- _DATA LINES_
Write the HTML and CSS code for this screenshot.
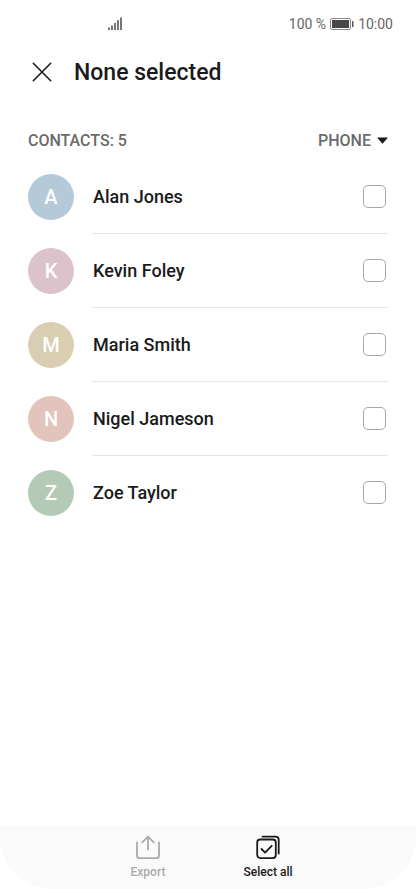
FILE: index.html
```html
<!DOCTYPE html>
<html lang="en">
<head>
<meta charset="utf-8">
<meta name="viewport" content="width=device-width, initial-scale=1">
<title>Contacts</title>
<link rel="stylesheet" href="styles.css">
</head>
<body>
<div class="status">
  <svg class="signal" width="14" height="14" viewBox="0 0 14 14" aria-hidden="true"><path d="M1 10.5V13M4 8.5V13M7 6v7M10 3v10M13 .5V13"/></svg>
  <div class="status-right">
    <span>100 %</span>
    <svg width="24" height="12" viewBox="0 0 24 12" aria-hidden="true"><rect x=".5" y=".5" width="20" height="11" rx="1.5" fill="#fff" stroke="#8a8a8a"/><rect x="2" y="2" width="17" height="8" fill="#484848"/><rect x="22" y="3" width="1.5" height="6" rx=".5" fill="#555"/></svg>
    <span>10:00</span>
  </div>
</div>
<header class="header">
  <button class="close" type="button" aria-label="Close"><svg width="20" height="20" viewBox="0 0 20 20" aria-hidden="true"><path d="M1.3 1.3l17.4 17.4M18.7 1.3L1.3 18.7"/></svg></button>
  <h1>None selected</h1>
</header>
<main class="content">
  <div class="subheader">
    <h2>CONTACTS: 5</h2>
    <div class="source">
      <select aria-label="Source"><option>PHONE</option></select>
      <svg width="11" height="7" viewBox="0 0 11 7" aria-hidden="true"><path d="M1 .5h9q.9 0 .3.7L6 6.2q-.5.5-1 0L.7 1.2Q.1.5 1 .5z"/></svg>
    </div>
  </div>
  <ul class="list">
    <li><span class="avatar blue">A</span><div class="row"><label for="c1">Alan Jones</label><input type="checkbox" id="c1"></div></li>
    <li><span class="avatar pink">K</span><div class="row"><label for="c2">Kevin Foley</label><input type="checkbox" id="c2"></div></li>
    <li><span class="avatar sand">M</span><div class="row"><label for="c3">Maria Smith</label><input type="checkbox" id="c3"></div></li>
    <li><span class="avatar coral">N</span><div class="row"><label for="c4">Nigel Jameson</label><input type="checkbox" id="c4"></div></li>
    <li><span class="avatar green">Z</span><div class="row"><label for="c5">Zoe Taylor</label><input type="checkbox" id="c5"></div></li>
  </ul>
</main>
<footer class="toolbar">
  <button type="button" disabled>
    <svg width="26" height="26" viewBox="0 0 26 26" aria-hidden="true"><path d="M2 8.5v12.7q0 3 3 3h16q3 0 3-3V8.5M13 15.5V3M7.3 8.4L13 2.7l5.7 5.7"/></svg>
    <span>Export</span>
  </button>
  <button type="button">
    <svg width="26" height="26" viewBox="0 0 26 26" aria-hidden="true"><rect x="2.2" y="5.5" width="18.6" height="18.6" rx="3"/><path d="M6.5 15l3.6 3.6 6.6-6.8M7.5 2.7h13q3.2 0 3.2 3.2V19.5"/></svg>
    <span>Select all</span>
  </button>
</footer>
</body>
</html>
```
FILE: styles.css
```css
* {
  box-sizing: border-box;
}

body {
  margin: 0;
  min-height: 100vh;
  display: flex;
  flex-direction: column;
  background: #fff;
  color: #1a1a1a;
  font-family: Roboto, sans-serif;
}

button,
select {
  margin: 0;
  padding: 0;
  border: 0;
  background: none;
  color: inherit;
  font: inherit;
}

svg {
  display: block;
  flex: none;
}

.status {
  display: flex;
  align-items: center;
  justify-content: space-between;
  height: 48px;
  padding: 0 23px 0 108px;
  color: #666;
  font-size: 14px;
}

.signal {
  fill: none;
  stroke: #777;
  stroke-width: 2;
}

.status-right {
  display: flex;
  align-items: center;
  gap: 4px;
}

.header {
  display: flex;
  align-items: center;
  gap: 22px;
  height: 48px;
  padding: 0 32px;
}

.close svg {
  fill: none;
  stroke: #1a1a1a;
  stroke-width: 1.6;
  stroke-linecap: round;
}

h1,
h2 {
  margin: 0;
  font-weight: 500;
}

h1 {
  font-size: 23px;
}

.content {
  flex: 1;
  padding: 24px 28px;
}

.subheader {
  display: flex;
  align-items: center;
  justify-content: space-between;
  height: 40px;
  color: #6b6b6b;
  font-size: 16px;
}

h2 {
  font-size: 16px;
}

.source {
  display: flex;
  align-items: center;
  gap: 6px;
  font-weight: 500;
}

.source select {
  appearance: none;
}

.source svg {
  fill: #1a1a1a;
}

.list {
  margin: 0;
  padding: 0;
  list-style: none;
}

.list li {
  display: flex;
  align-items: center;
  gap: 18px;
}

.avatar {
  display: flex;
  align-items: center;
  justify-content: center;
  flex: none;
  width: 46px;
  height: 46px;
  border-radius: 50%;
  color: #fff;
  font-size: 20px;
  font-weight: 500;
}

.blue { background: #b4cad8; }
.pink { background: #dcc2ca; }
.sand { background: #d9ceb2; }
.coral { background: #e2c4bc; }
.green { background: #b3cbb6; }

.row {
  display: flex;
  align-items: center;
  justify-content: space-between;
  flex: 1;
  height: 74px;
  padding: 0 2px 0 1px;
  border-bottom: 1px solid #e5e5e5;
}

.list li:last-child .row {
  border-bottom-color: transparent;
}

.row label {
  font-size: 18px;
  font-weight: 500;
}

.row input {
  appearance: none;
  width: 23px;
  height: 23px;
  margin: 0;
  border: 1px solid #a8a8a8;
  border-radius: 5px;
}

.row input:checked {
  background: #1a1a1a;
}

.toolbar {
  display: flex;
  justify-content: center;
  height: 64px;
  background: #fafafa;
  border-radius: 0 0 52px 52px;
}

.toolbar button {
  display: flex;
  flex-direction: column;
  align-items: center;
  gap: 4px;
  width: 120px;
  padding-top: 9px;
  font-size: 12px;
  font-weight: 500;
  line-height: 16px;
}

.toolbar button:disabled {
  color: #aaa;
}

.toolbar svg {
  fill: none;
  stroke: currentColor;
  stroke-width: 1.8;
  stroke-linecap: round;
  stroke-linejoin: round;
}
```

- _THE REQUEST_
Restate the data above exactly, stripping out each image.

- _FINISHED TASK_
Write the HTML and CSS code for this screenshot.
FILE: index.html
```html
<!DOCTYPE html>
<html lang="en">
<head>
<meta charset="utf-8">
<meta name="viewport" content="width=device-width, initial-scale=1">
<title>Contacts</title>
<link rel="stylesheet" href="styles.css">
</head>
<body>
<div class="status">
  <svg class="signal" width="14" height="14" viewBox="0 0 14 14" aria-hidden="true"><path d="M1 10.5V13M4 8.5V13M7 6v7M10 3v10M13 .5V13"/></svg>
  <div class="status-right">
    <span>100 %</span>
    <svg width="24" height="12" viewBox="0 0 24 12" aria-hidden="true"><rect x=".5" y=".5" width="20" height="11" rx="1.5" fill="#fff" stroke="#8a8a8a"/><rect x="2" y="2" width="17" height="8" fill="#484848"/><rect x="22" y="3" width="1.5" height="6" rx=".5" fill="#555"/></svg>
    <span>10:00</span>
  </div>
</div>
<header class="header">
  <button class="close" type="button" aria-label="Close"><svg width="20" height="20" viewBox="0 0 20 20" aria-hidden="true"><path d="M1.3 1.3l17.4 17.4M18.7 1.3L1.3 18.7"/></svg></button>
  <h1>None selected</h1>
</header>
<main class="content">
  <div class="subheader">
    <h2>CONTACTS: 5</h2>
    <div class="source">
      <select aria-label="Source"><option>PHONE</option></select>
      <svg width="11" height="7" viewBox="0 0 11 7" aria-hidden="true"><path d="M1 .5h9q.9 0 .3.7L6 6.2q-.5.5-1 0L.7 1.2Q.1.5 1 .5z"/></svg>
    </div>
  </div>
  <ul class="list">
    <li><span class="avatar blue">A</span><div class="row"><label for="c1">Alan Jones</label><input type="checkbox" id="c1"></div></li>
    <li><span class="avatar pink">K</span><div class="row"><label for="c2">Kevin Foley</label><input type="checkbox" id="c2"></div></li>
    <li><span class="avatar sand">M</span><div class="row"><label for="c3">Maria Smith</label><input type="checkbox" id="c3"></div></li>
    <li><span class="avatar coral">N</span><div class="row"><label for="c4">Nigel Jameson</label><input type="checkbox" id="c4"></div></li>
    <li><span class="avatar green">Z</span><div class="row"><label for="c5">Zoe Taylor</label><input type="checkbox" id="c5"></div></li>
  </ul>
</main>
<footer class="toolbar">
  <button type="button" disabled>
    <svg width="26" height="26" viewBox="0 0 26 26" aria-hidden="true"><path d="M2 8.5v12.7q0 3 3 3h16q3 0 3-3V8.5M13 15.5V3M7.3 8.4L13 2.7l5.7 5.7"/></svg>
    <span>Export</span>
  </button>
  <button type="button">
    <svg width="26" height="26" viewBox="0 0 26 26" aria-hidden="true"><rect x="2.2" y="5.5" width="18.6" height="18.6" rx="3"/><path d="M6.5 15l3.6 3.6 6.6-6.8M7.5 2.7h13q3.2 0 3.2 3.2V19.5"/></svg>
    <span>Select all</span>
  </button>
</footer>
</body>
</html>
```
FILE: styles.css
```css
* {
  box-sizing: border-box;
}

body {
  margin: 0;
  min-height: 100vh;
  display: flex;
  flex-direction: column;
  background: #fff;
  color: #1a1a1a;
  font-family: Roboto, sans-serif;
}

button,
select {
  margin: 0;
  padding: 0;
  border: 0;
  background: none;
  color: inherit;
  font: inherit;
}

svg {
  display: block;
  flex: none;
}

.status {
  display: flex;
  align-items: center;
  justify-content: space-between;
  height: 48px;
  padding: 0 23px 0 108px;
  color: #666;
  font-size: 14px;
}

.signal {
  fill: none;
  stroke: #777;
  stroke-width: 2;
}

.status-right {
  display: flex;
  align-items: center;
  gap: 4px;
}

.header {
  display: flex;
  align-items: center;
  gap: 22px;
  height: 48px;
  padding: 0 32px;
}

.close svg {
  fill: none;
  stroke: #1a1a1a;
  stroke-width: 1.6;
  stroke-linecap: round;
}

h1,
h2 {
  margin: 0;
  font-weight: 500;
}

h1 {
  font-size: 23px;
}

.content {
  flex: 1;
  padding: 24px 28px;
}

.subheader {
  display: flex;
  align-items: center;
  justify-content: space-between;
  height: 40px;
  color: #6b6b6b;
  font-size: 16px;
}

h2 {
  font-size: 16px;
}

.source {
  display: flex;
  align-items: center;
  gap: 6px;
  font-weight: 500;
}

.source select {
  appearance: none;
}

.source svg {
  fill: #1a1a1a;
}

.list {
  margin: 0;
  padding: 0;
  list-style: none;
}

.list li {
  display: flex;
  align-items: center;
  gap: 18px;
}

.avatar {
  display: flex;
  align-items: center;
  justify-content: center;
  flex: none;
  width: 46px;
  height: 46px;
  border-radius: 50%;
  color: #fff;
  font-size: 20px;
  font-weight: 500;
}

.blue { background: #b4cad8; }
.pink { background: #dcc2ca; }
.sand { background: #d9ceb2; }
.coral { background: #e2c4bc; }
.green { background: #b3cbb6; }

.row {
  display: flex;
  align-items: center;
  justify-content: space-between;
  flex: 1;
  height: 74px;
  padding: 0 2px 0 1px;
  border-bottom: 1px solid #e5e5e5;
}

.list li:last-child .row {
  border-bottom-color: transparent;
}

.row label {
  font-size: 18px;
  font-weight: 500;
}

.row input {
  appearance: none;
  width: 23px;
  height: 23px;
  margin: 0;
  border: 1px solid #a8a8a8;
  border-radius: 5px;
}

.row input:checked {
  background: #1a1a1a;
}

.toolbar {
  display: flex;
  justify-content: center;
  height: 64px;
  background: #fafafa;
  border-radius: 0 0 52px 52px;
}

.toolbar button {
  display: flex;
  flex-direction: column;
  align-items: center;
  gap: 4px;
  width: 120px;
  padding-top: 9px;
  font-size: 12px;
  font-weight: 500;
  line-height: 16px;
}

.toolbar button:disabled {
  color: #aaa;
}

.toolbar svg {
  fill: none;
  stroke: currentColor;
  stroke-width: 1.8;
  stroke-linecap: round;
  stroke-linejoin: round;
}
```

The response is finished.